Es ist einfach seine gesamte Art, die Thees Uhlmann immer wieder so unglaublich sympathisch macht. Hier eine Chronologie der Pausen zwischen den Songs, welche heute wie man es gewöhnt ist ebenfalls aus Tomte-Nummern sowie dem „Liebeslied“-Cover der Toten Hosen besteht: „Ohne Applaus heute – die ersten acht Jahre Tomte war das genauso.“. „Hier in Bremen sind die Handtücher aber flauschig!“. „Ich hab Haake-Beck-Socken an!“. „Wir küssen eure Rechner und hoffen dass wir uns bald alle wieder sehen.“. Dazwischen erzählt er davon, wie er mit Marcus Wiebusch (Kettcar) „FIFA“ spielt, ruft ständig während der Songs „GENIAL!“ in den Raum oder behauptet sein Drummer spiele „wie der neunte Arm des Oktopus“. Was für den unbeteiligten Leser jetzt zurecht absolut verwirrend klingen dürfte, zaubert allen die Thees bereits auf der Bühne erlebt haben ein breites Lächeln ins Gesicht. Da bin ich mir sicher.
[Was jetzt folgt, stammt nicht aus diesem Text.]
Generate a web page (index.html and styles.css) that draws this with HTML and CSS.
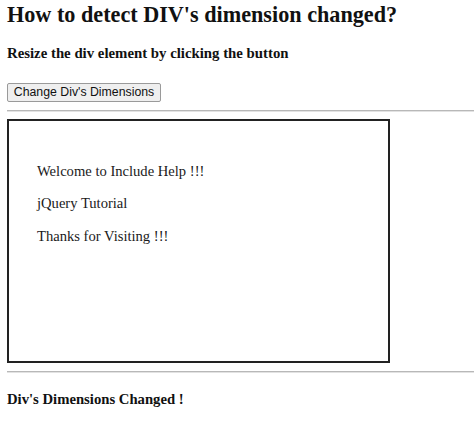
FILE: index.html
```html
<!DOCTYPE html>
<html>
<head>
<meta charset="utf-8">
<title>How to detect DIV's dimension changed?</title>
<link rel="stylesheet" href="styles.css">
</head>
<body>
<h1 class="title">How to detect DIV's dimension changed?</h1>
<h4 class="subtitle">Resize the div element by clicking the button</h4>
<button class="btn">Change Div's Dimensions</button>
<hr class="rule">
<div class="box">
  <p class="line">Welcome to Include Help !!!</p>
  <p class="line">jQuery Tutorial</p>
  <p class="line">Thanks for Visiting !!!</p>
</div>
<hr class="rule rule-bottom">
<h4 class="status">Div's Dimensions Changed !</h4>
</body>
</html>
```
FILE: styles.css
```css
html, body {
  background: #ffffff;
}
body {
  margin: 0;
  padding: 2px 0 0 7px;
  font-family: "Liberation Serif", "Times New Roman", serif;
  color: #111111;
}
.title {
  margin: 0;
  font-size: 22.2px;
  line-height: 26px;
  font-weight: bold;
}
.subtitle {
  margin: 17px 0 0 0;
  font-size: 14.8px;
  line-height: 17px;
  font-weight: bold;
}
.btn {
  display: block;
  margin: 21px 0 0 0;
  box-sizing: border-box;
  height: 19px;
  width: 154px;
  padding: 0;
  white-space: nowrap;
  font-family: "Liberation Sans", Arial, sans-serif;
  font-size: 12.3px;
  line-height: 17px;
  color: #111111;
  background: #efefef;
  border: 1px solid #9a9a9a;
  border-radius: 2px;
  text-align: center;
}
.rule {
  margin: 7.5px 0 0 0;
  height: 0;
  border: 0;
  border-top: 1px solid #b8b8b8;
  border-bottom: 1px solid #e2e2e2;
}
.box {
  margin-top: 7.5px;
  box-sizing: border-box;
  width: 383px;
  height: 244px;
  border: 2px solid #222222;
  padding: 27.6px 28px;
}
.line {
  margin: 14.7px 0;
  font-size: 14.6px;
  line-height: 17.5px;
  color: #1a1a1a;
}
.rule-bottom {
  margin-top: 7.5px;
}
.status {
  margin: 18.3px 0 0 0;
  font-size: 14.7px;
  line-height: 17px;
  font-weight: bold;
}
```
Der einzige Wermutstropfen an diesem Abend ist seine mit weniger als 90 Minuten vergleichsweise kurze Länge. Nach einem Dank an alle Beteiligten und ohne das auf jedem "richtigen" Konzert zelebrierte Ding mit der Zugabe ist Schluss. Einfach so. Die Band ist weg und der Abspann läuft. Noch eine Viertelstunde Fußball übrig. Düsseldorf gegen Sandhausen. Ton wieder an. Ich bin vollkommen unbeteiligt. In der fünften Minute der Nachspielzeit trifft Fortuna Düsseldorf zum 3:2 gegen Karlsruhe und baut damit noch einmal ordentlich Druck auf den HSV im Aufstiegsrennen auf. Als hätte Thees Uhlmann als St. Pauli-Fan seine Finger im Spiel gehabt.